*Aim*. Go through the lines below and copy each one that holds the string "index".

*Dataset content*.
- - - - - - -

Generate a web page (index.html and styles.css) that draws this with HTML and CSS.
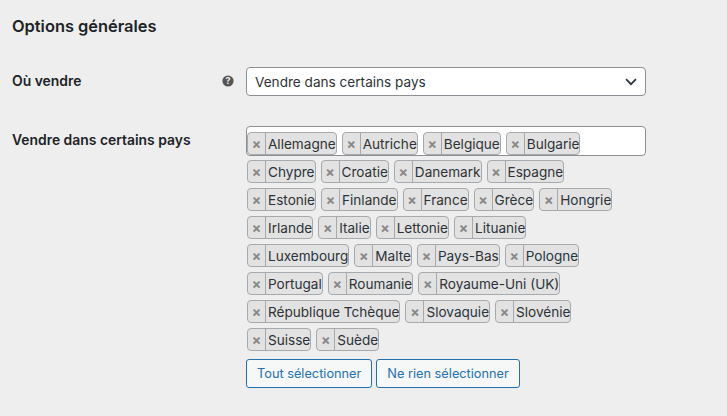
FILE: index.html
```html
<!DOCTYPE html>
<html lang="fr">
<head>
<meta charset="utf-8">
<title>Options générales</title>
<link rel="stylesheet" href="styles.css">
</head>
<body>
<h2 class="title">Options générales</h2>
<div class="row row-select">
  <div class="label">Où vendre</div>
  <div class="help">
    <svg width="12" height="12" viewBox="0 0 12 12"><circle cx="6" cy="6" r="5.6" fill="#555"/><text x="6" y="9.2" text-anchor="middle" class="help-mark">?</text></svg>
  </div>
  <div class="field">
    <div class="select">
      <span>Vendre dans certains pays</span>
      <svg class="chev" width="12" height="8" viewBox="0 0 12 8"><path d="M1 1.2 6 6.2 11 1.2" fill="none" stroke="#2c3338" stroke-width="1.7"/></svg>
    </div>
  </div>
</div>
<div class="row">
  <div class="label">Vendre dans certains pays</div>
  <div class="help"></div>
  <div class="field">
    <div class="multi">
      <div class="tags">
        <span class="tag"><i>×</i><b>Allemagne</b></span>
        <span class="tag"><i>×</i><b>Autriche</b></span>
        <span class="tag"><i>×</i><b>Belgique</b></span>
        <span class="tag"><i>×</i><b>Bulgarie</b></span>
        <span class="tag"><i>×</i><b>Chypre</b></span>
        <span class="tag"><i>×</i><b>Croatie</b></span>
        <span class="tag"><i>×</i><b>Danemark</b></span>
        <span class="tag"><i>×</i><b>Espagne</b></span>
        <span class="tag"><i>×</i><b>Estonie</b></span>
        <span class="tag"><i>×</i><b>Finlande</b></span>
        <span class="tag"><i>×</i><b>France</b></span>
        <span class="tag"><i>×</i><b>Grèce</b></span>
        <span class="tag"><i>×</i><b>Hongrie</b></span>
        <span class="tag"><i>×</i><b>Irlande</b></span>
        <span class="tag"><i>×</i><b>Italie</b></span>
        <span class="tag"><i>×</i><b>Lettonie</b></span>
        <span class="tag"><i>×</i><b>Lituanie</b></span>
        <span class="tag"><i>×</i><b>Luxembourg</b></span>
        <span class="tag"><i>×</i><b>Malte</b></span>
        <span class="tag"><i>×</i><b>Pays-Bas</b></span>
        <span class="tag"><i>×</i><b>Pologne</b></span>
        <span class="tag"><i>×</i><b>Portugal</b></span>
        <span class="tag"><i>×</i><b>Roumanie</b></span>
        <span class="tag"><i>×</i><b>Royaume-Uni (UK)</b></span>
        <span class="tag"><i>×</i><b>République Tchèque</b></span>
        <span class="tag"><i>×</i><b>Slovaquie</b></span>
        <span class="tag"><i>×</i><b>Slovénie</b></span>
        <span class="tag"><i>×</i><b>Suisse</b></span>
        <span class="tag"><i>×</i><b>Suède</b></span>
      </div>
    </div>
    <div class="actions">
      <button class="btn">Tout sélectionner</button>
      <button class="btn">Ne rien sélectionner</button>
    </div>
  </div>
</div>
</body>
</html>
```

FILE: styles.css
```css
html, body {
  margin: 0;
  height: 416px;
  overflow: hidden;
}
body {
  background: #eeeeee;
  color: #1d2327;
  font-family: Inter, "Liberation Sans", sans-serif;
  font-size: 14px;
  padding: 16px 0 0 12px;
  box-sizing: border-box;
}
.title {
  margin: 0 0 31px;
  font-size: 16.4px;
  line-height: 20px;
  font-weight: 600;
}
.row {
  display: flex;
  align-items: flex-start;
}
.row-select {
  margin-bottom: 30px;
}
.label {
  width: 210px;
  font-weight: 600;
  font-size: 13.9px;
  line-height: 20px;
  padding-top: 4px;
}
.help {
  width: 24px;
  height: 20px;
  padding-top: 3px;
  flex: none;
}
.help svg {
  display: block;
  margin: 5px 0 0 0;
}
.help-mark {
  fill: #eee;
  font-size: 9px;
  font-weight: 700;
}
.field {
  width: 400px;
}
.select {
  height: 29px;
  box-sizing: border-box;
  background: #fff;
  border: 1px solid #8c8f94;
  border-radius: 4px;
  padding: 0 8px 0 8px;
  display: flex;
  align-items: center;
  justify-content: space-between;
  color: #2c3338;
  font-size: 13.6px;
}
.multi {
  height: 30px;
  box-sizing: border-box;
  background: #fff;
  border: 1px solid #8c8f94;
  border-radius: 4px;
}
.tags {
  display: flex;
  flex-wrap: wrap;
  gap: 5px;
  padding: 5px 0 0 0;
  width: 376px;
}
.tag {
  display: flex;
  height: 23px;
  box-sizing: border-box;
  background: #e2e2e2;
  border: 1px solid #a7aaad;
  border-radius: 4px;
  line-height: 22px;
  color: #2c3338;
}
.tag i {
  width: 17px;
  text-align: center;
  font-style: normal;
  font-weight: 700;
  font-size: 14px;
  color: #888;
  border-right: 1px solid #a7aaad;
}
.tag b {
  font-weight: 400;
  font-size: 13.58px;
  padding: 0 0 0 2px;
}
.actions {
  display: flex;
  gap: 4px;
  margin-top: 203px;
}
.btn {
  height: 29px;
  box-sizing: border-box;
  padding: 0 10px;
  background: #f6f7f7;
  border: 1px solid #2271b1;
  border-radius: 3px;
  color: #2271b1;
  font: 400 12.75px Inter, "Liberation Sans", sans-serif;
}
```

- - - - - - -

*Expected answer*.
Generate a web page (index.html and styles.css) that draws this with HTML and CSS.
FILE: index.html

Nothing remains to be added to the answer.